#### GOAL:
Write out exactly the lines from the line with "Convert this screenshot" through the line with "import React from", including both, and nothing more.

#### TASK DATA:
■ ■ ■ ■ ■ ■ ■

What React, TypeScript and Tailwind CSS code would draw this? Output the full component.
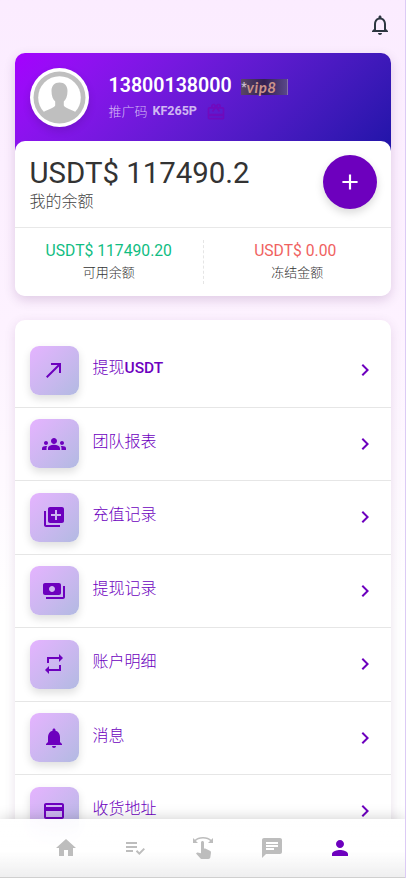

■ ■ ■ ■ ■ ■ ■

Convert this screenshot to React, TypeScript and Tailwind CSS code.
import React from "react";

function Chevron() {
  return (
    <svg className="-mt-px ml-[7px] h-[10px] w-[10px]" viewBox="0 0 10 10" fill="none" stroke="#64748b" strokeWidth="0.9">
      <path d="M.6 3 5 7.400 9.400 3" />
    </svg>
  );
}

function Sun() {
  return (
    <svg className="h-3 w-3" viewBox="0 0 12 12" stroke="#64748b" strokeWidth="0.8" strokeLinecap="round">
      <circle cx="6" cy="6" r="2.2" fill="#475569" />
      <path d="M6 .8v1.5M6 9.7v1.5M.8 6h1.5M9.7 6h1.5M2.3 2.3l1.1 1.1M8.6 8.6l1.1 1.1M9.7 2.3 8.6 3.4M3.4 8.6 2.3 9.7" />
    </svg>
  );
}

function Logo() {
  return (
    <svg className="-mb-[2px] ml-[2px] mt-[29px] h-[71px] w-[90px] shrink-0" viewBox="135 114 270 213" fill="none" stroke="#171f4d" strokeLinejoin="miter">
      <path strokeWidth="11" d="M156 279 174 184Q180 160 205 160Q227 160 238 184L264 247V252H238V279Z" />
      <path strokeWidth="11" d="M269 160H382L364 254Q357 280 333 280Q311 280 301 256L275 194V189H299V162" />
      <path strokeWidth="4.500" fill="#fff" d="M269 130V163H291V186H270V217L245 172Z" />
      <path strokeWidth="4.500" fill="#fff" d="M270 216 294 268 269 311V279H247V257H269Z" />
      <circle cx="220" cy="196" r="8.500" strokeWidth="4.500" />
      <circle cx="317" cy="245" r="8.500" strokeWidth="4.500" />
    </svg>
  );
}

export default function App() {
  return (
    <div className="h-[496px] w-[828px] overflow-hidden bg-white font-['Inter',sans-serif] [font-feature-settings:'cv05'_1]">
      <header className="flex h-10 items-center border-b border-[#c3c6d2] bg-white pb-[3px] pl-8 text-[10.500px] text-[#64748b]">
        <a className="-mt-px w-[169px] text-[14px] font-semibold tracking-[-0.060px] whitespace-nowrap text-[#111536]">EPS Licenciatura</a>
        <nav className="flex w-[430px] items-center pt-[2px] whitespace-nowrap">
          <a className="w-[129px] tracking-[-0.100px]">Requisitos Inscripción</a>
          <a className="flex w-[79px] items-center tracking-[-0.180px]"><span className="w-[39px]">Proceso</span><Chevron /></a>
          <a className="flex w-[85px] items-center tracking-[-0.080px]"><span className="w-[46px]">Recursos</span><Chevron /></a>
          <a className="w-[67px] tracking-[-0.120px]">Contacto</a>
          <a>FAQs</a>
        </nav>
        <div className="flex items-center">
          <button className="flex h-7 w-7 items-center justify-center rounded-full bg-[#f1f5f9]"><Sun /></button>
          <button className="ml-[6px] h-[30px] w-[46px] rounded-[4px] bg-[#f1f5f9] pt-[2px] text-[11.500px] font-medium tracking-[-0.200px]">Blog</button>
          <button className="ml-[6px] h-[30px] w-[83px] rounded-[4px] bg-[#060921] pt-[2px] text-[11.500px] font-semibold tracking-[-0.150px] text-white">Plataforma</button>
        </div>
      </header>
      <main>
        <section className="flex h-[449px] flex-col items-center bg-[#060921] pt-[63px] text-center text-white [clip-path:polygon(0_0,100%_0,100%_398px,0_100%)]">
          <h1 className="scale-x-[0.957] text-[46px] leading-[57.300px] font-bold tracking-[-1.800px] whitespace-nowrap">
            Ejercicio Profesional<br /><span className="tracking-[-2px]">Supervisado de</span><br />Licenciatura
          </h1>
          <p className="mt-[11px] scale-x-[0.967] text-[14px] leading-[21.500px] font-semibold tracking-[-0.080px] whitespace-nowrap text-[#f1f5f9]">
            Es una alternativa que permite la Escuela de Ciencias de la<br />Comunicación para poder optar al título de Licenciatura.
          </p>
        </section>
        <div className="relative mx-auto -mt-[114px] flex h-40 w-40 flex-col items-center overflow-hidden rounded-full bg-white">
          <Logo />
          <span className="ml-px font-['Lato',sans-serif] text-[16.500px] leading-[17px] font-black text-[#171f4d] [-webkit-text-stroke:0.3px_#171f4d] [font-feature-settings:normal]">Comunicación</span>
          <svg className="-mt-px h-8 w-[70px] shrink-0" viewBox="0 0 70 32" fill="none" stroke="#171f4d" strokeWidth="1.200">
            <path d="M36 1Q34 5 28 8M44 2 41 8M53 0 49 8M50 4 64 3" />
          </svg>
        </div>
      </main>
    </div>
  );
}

■ ■ ■ ■ ■ ■ ■

#### WRITTEN RESPONSE:
Convert this screenshot to React, TypeScript and Tailwind CSS code.
import React from "react";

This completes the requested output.